Tesla Feature Lets Cars Come When Called

Right now customers can play with the feature at home, but in two years it could work cross-continentally

2 min read

View from the driver's seat of a car as it approaches a garage.
Image: Tesla

Tesla Motors has just uploaded to its customers "Summon," a feature that lets you order your car to pick you up or park itself—right down to opening and closing the garage door. 

The company says it "would like" owners to use of Summon only on private property, which means it will come or go a few hundred meters at the most. It’s just one more example of the company's clever use of free beta-testing. By crowdsourcing its customer base the company can wrangle data for far less money than, say, Google spends on its fleet of experimental driverless cars.
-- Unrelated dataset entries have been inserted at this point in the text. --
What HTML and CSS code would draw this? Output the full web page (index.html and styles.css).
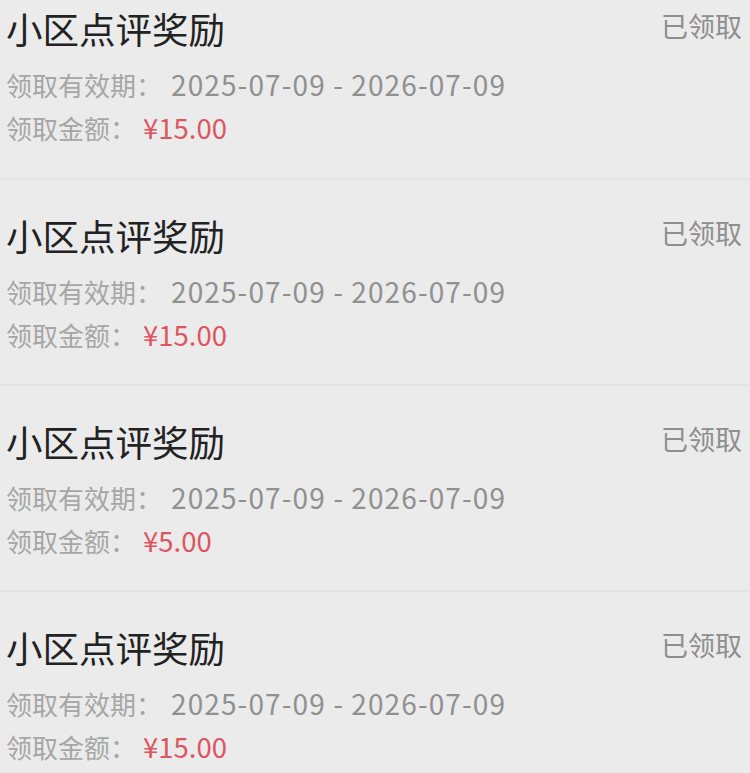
FILE: index.html
```html
<!DOCTYPE html>
<html lang="zh-CN">
<head>
<meta charset="utf-8">
<title>小区点评奖励</title>
<link rel="stylesheet" href="styles.css">
</head>
<body>
<div class="list">
  <div class="card">
    <div class="head"><div class="title">小区点评奖励</div><div class="status">已领取</div></div>
    <div class="row first">领取有效期：<span class="val">2025-07-09 - 2026-07-09</span></div>
    <div class="row">领取金额：<span class="amt">¥15.00</span></div>
  </div>
  <div class="card">
    <div class="head"><div class="title">小区点评奖励</div><div class="status">已领取</div></div>
    <div class="row first">领取有效期：<span class="val">2025-07-09 - 2026-07-09</span></div>
    <div class="row">领取金额：<span class="amt">¥15.00</span></div>
  </div>
  <div class="card">
    <div class="head"><div class="title">小区点评奖励</div><div class="status">已领取</div></div>
    <div class="row first">领取有效期：<span class="val">2025-07-09 - 2026-07-09</span></div>
    <div class="row">领取金额：<span class="amt">¥5.00</span></div>
  </div>
  <div class="card">
    <div class="head"><div class="title">小区点评奖励</div><div class="status">已领取</div></div>
    <div class="row first">领取有效期：<span class="val">2025-07-09 - 2026-07-09</span></div>
    <div class="row">领取金额：<span class="amt">¥15.00</span></div>
  </div>
</div>
</body>
</html>
```
FILE: styles.css
```css
html, body {
  margin: 0;
  padding: 0;
  background: #ebebeb;
}
body {
  font-family: "Noto Sans CJK SC", "Noto Sans", sans-serif;
  width: 750px;
  height: 773px;
  overflow: hidden;
}
.list {
  display: flex;
  flex-direction: column;
}
.card {
  padding: 34px 8px 28px 6px;
  border-bottom: 2px solid #e3e3e3;
}
.card:first-child {
  padding-top: 7px;
  padding-bottom: 29px;
}
.head {
  display: flex;
  justify-content: space-between;
  align-items: flex-start;
}
.title {
  font-size: 36.5px;
  line-height: 44px;
  color: #222222;
}
.status {
  font-size: 27px;
  line-height: 36px;
  color: #8e8e8e;
  margin-top: 1px;
}
.row {
  font-size: 26px;
  line-height: 43px;
  height: 43px;
  color: #a6a6a6;
  white-space: nowrap;
}
.row.first {
  margin-top: 12px;
}
.val {
  color: #909090;
  font-size: 28px;
  letter-spacing: 1.1px;
  margin-left: 9px;
}
.amt {
  color: #de5560;
  font-size: 27.5px;
  margin-left: 7px;
}
```
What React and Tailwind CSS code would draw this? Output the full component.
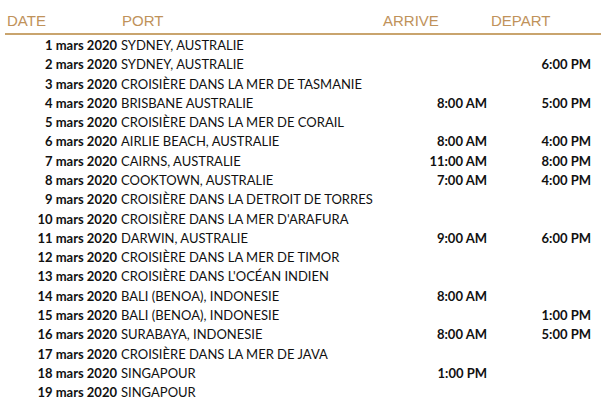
const rows = [
  ["1 mars 2020", "SYDNEY, AUSTRALIE", "", ""],
  ["2 mars 2020", "SYDNEY, AUSTRALIE", "", "6:00 PM"],
  ["3 mars 2020", "CROISIÈRE DANS LA MER DE TASMANIE", "", ""],
  ["4 mars 2020", "BRISBANE AUSTRALIE", "8:00 AM", "5:00 PM"],
  ["5 mars 2020", "CROISIÈRE DANS LA MER DE CORAIL", "", ""],
  ["6 mars 2020", "AIRLIE BEACH, AUSTRALIE", "8:00 AM", "4:00 PM"],
  ["7 mars 2020", "CAIRNS, AUSTRALIE", "11:00 AM", "8:00 PM"],
  ["8 mars 2020", "COOKTOWN, AUSTRALIE", "7:00 AM", "4:00 PM"],
  ["9 mars 2020", "CROISIÈRE DANS LA DETROIT DE TORRES", "", ""],
  ["10 mars 2020", "CROISIÈRE DANS LA MER D'ARAFURA", "", ""],
  ["11 mars 2020", "DARWIN, AUSTRALIE", "9:00 AM", "6:00 PM"],
  ["12 mars 2020", "CROISIÈRE DANS LA MER DE TIMOR", "", ""],
  ["13 mars 2020", "CROISIÈRE DANS L'OCÉAN INDIEN", "", ""],
  ["14 mars 2020", "BALI (BENOA), INDONESIE", "8:00 AM", ""],
  ["15 mars 2020", "BALI (BENOA), INDONESIE", "", "1:00 PM"],
  ["16 mars 2020", "SURABAYA, INDONESIE", "8:00 AM", "5:00 PM"],
  ["17 mars 2020", "CROISIÈRE DANS LA MER DE JAVA", "", ""],
  ["18 mars 2020", "SINGAPOUR", "1:00 PM", ""],
  ["19 mars 2020", "SINGAPOUR", "", ""],
];

export default function App() {
  return (
    <div className="w-[606px] h-[401px] overflow-hidden bg-white">
      {/* header */}
      <div
        className="grid grid-cols-[117px_261px_108px_1fr] h-[35px] items-end pb-[5px] mx-[5px] border-b-2 border-[#c9a46e] text-[15px] leading-none text-[#c0925a]"
        style={{ fontFamily: '"Liberation Sans", Arial, sans-serif' }}
      >
        <div className="pl-[2px]">DATE</div>
        <div>PORT</div>
        <div>ARRIVE</div>
        <div>DEPART</div>
      </div>

      {/* itinerary rows */}
      <div
        className="grid grid-cols-[117px_266px_104px_104px] auto-rows-[19.3px] items-center text-[13px] text-[#111] pt-[1px]"
        style={{ fontFamily: 'Lato, "Noto Sans", sans-serif' }}
      >
        {rows.map(([date, port, arrive, depart]) => (
          <div key={date} className="contents">
            <div className="text-right font-bold">{date}</div>
            <div className="pl-1 whitespace-nowrap">{port}</div>
            <div className="text-right font-bold">{arrive}</div>
            <div className="text-right font-bold">{depart}</div>
          </div>
        ))}
      </div>
    </div>
  );
}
In the video the car is put through its motions by means of the standard Tesla remote, the same as customers have used with the original version of the AutoPark feature, released last year. But the company says you can also do it through a smartphone, which will in any case be necessary in future, when customers start summoning their cars from a distance.

When in the future—and over how big a distance? “In two years you'll be able to summon your car from across the country. If your car is in New York and you are in Los Angeles, it will find its way to you,” says Tesla chieftain Elon Musk, in another of his trademark outrageous predictions.
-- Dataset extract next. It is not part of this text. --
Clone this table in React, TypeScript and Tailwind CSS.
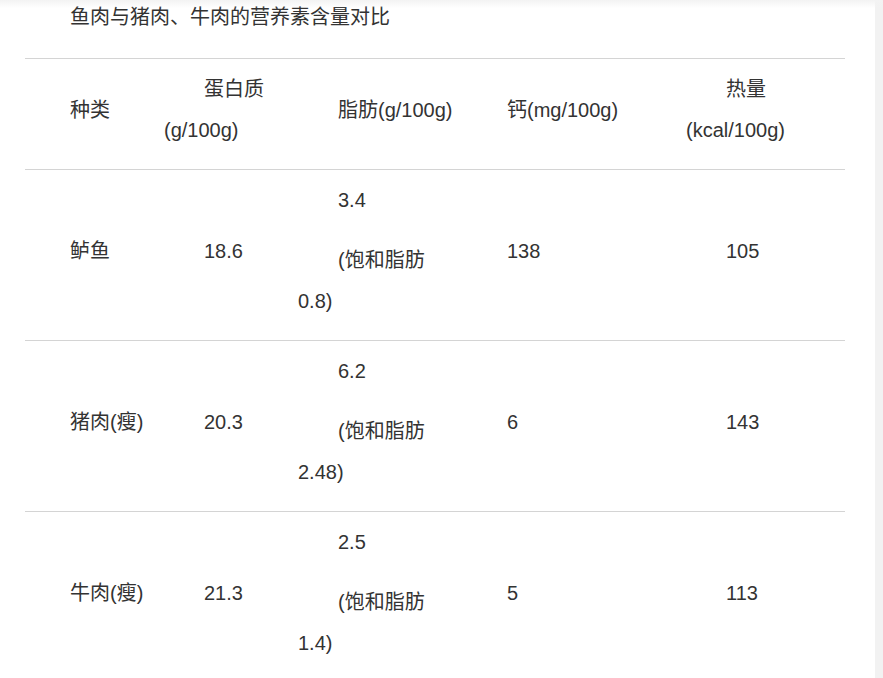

Well, Musk does go on to admit that he’s talking only of what will, should or might be possible technically in 2018—not what road safety regulators will allow. Remember, Summon comes as a simple over-the-air software update. It’s rather likely that regulators will want Tesla to add more than that before letting their cars go solo on the open road.

One obvious addition to the Tesla suite of sensors would be laser ranging, or LIDAR, which is getting better and cheaper all the time. But Musk remains an industry holdout on the subject, having said just three months ago, “I’m not a big fan of LIDAR, I don’t think it makes sense in this context.” 
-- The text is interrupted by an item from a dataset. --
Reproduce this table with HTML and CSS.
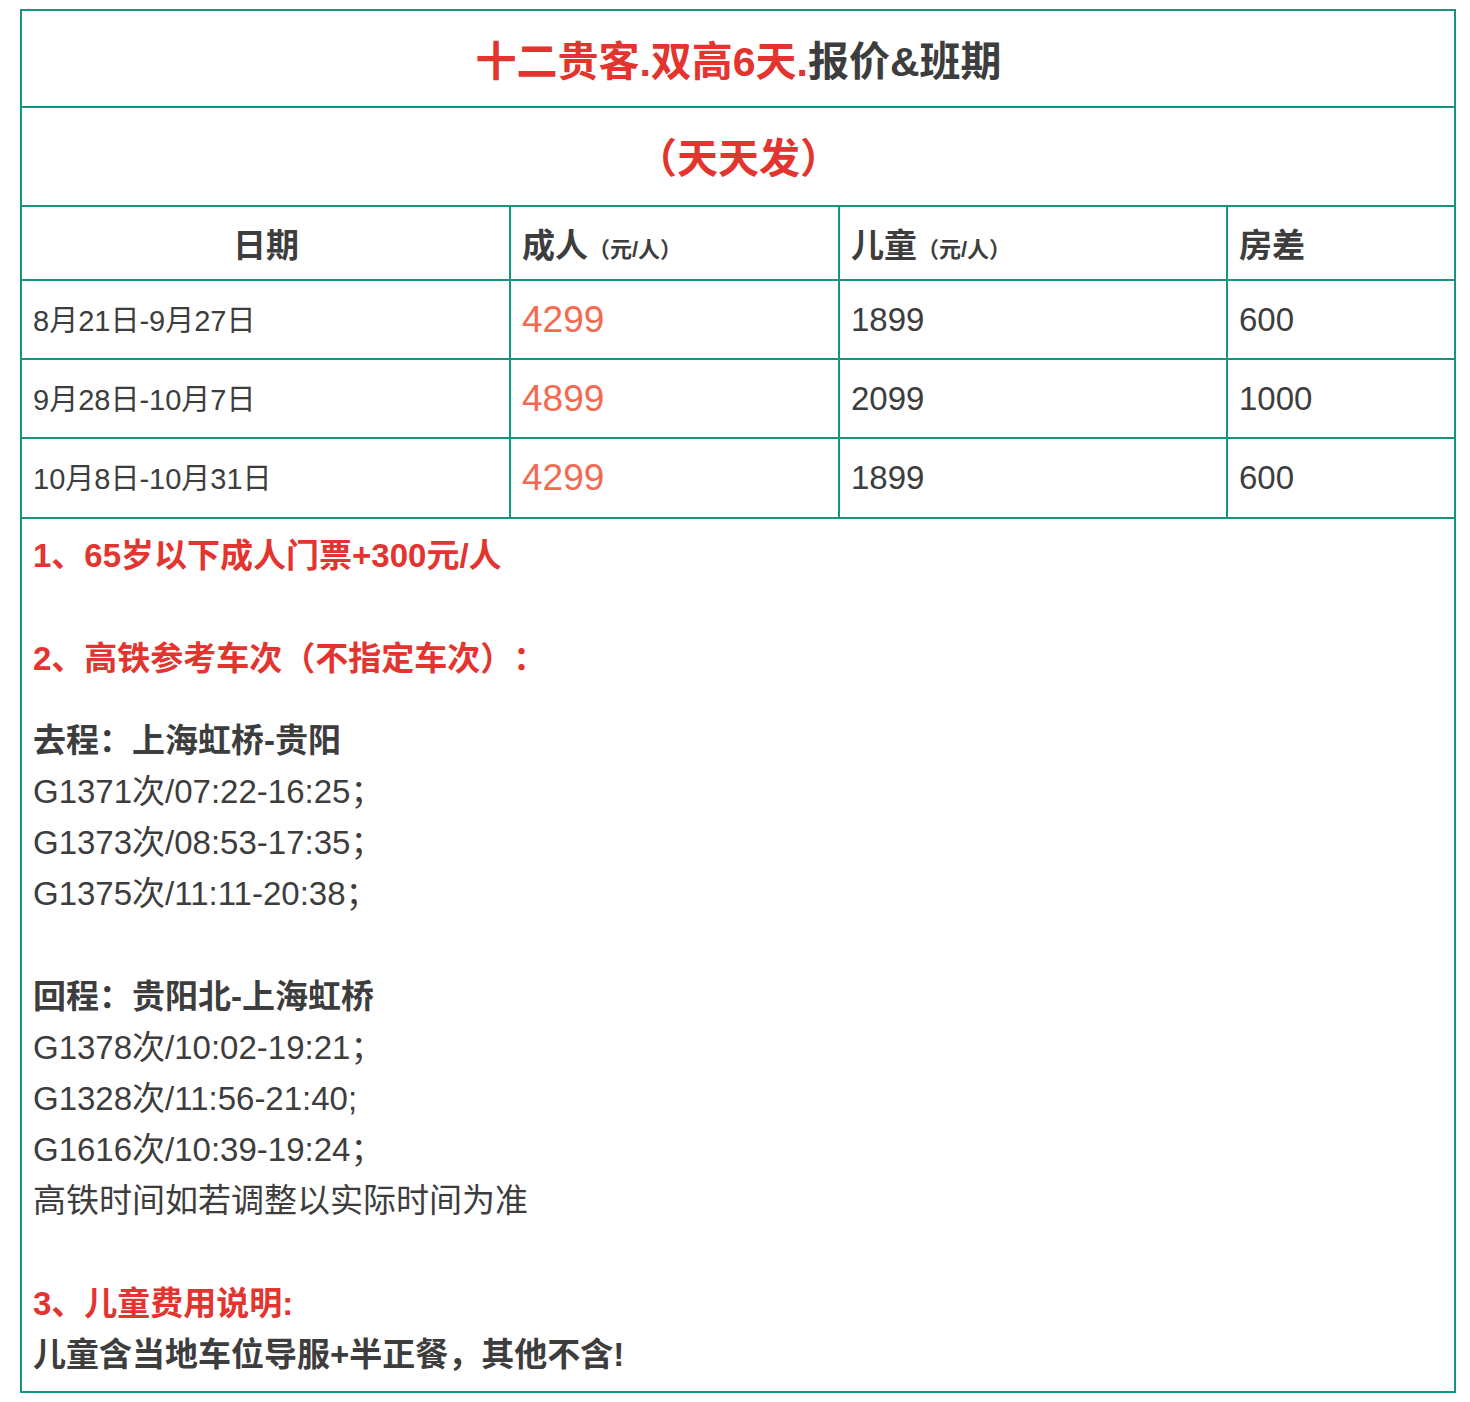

One thing about cars that drive themselves with nobody inside: if they crash into something inanimate, nothing’s lost but money. That’s why dedicated lanes for passenger-free vehicles could be just what the doctor ordered to speed driverless technology to the market.

And not all—or even most—of such traffic would consist of cars answering their masters’ call like a faithful horse. Most would be trucks carrying raw materials, groceries—or maybe just pizza.